Where Obsidian Ridge fits
For merchants, the useful work is usually scoping the payment environment, hardening the systems around it, and making the evidence less embarrassing. If the payment lane sits on a workstation or network nobody is truly watching, the compliance story gets thin fast.
That is where managed detection and response, managed ITDR, and pricing become relevant operationally. They do not choose your SAQ for you. They help keep the surrounding environment from undermining the answer.
FAQ
Did PCI DSS 4.0.1 create new requirements for merchants?
No. PCI SSC says v4.0.1 is a limited revision with no new or deleted requirements.
What changed in the SAQ package?
The October 2024 SAQ release clarified eligibility for SAQs A, A-EP, and C-VT and updated completion guidance in SAQs A and A-EP. Then PCI SSC revised SAQ A in January 2025 — removing requirements 6.4.3, 11.6.1, and 12.3.1 and adding an eligibility criterion that the merchant confirm its payment page is not susceptible to script-based attacks. That January 2025 SAQ A is the version effective March 31, 2025.
Can a very small ecommerce merchant still need SAQ A-EP?
Yes. Size does not control the answer. If the merchant website serves payment page elements, PCI SSC's own FAQ points toward A-EP rather than A.

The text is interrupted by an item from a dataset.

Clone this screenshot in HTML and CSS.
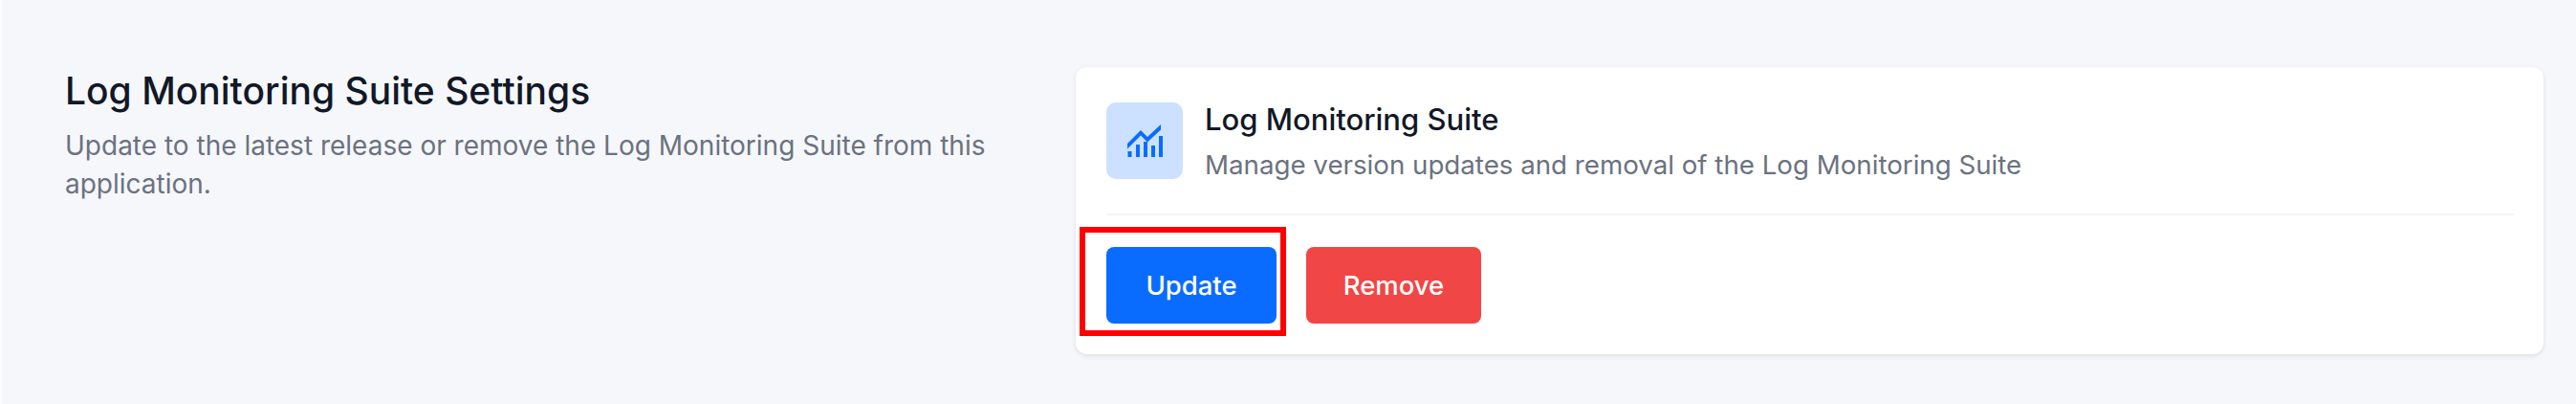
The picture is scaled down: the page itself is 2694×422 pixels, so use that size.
FILE: index.html
```html
<!DOCTYPE html>
<html lang="en">
<head>
    <meta charset="UTF-8">
    <title>Log Monitoring Suite Settings</title>
    <link rel="stylesheet" href="styles.css">
</head>
<body>
    <div class="settings">
        <div class="intro">
            <h2>Log Monitoring Suite Settings</h2>
            <p>Update to the latest release or remove the Log Monitoring Suite from this application.</p>
        </div>
        <div class="card">
            <div class="card-head">
                <div class="card-icon">
                    <svg width="38" height="36" viewBox="0 0 38 36" fill="none">
                        <path d="M1 21 L15 7 L22 14 L36 1 V6.500 L22 19.500 L15 12.500 L1 26.500 Z" fill="#0a6cff"/>
                        <path d="M1.500 29 h4 v6 h-4 z M10 22 h4 v13 h-4 z M18 19 h4 v16 h-4 z M26 23 h4 v12 h-4 z M34 13 h4 v22 h-4 z" fill="#0a6cff"/>
                    </svg>
                </div>
                <div>
                    <h3>Log Monitoring Suite</h3>
                    <p>Manage version updates and removal of the Log Monitoring Suite</p>
                </div>
            </div>
            <div class="actions">
                <button class="btn btn-update">Update</button>
                <button class="btn btn-remove">Remove</button>
                <div class="highlight"></div>
            </div>
        </div>
    </div>
</body>
</html>
```

FILE: styles.css
```css
* { box-sizing: border-box; }
body { margin: 0; height: 422px; overflow: hidden; background: #f6f7fb; border-left: 2px solid #fbfcfd; font-family: Inter, "Liberation Sans", sans-serif; }
.settings { display: flex; padding: 70px 34px 0 66px; }
.intro { width: 1057px; padding-top: 3px; }
.intro h2 { margin: 0; font-size: 39px; line-height: 44px; font-weight: 500; color: #111827; }
.intro p { margin: 15px 0 0; width: 980px; font-size: 28px; line-height: 40px; color: #6b7280; }
.card { flex: 1; height: 300px; padding: 37px 31px 0 32px; background: #fff; border-radius: 12px; box-shadow: 0 2px 5px rgba(17, 24, 39, 0.1); }
.card-head { display: flex; gap: 23px; height: 118px; border-bottom: 2px solid #f3f4f6; }
.card-icon { display: flex; align-items: center; justify-content: center; width: 80px; height: 80px; background: #cce1ff; border-radius: 10px; }
.card-head h3 { margin: 0; font-size: 31px; line-height: 36px; font-weight: 500; color: #111827; }
.card-head p { margin: 11px 0 0; font-size: 27.7px; line-height: 36px; color: #6b7280; }
.actions { position: relative; display: flex; gap: 31px; padding-top: 33px; }
.btn { height: 80px; border: 0; border-radius: 8px; font-family: inherit; font-size: 27.5px; font-weight: 500; color: #fff; }
.btn-update { width: 178px; background: #0a6cff; }
.btn-remove { width: 183px; background: #f14646; }
.highlight { position: absolute; left: -28px; top: 12px; width: 216px; height: 114px; border: 6px solid #ff0000; }
```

Can network segmentation preserve eligibility for a narrower SAQ?
Sometimes, yes. PCI SSC says segmentation can isolate the permitted system type from other systems, but the environment still has to meet all eligibility criteria for that SAQ.
Who should I ask before I submit the SAQ?
Ask the entity you submit to, usually your acquirer. PCI SSC specifically recommends confirming eligibility there before starting the self-assessment.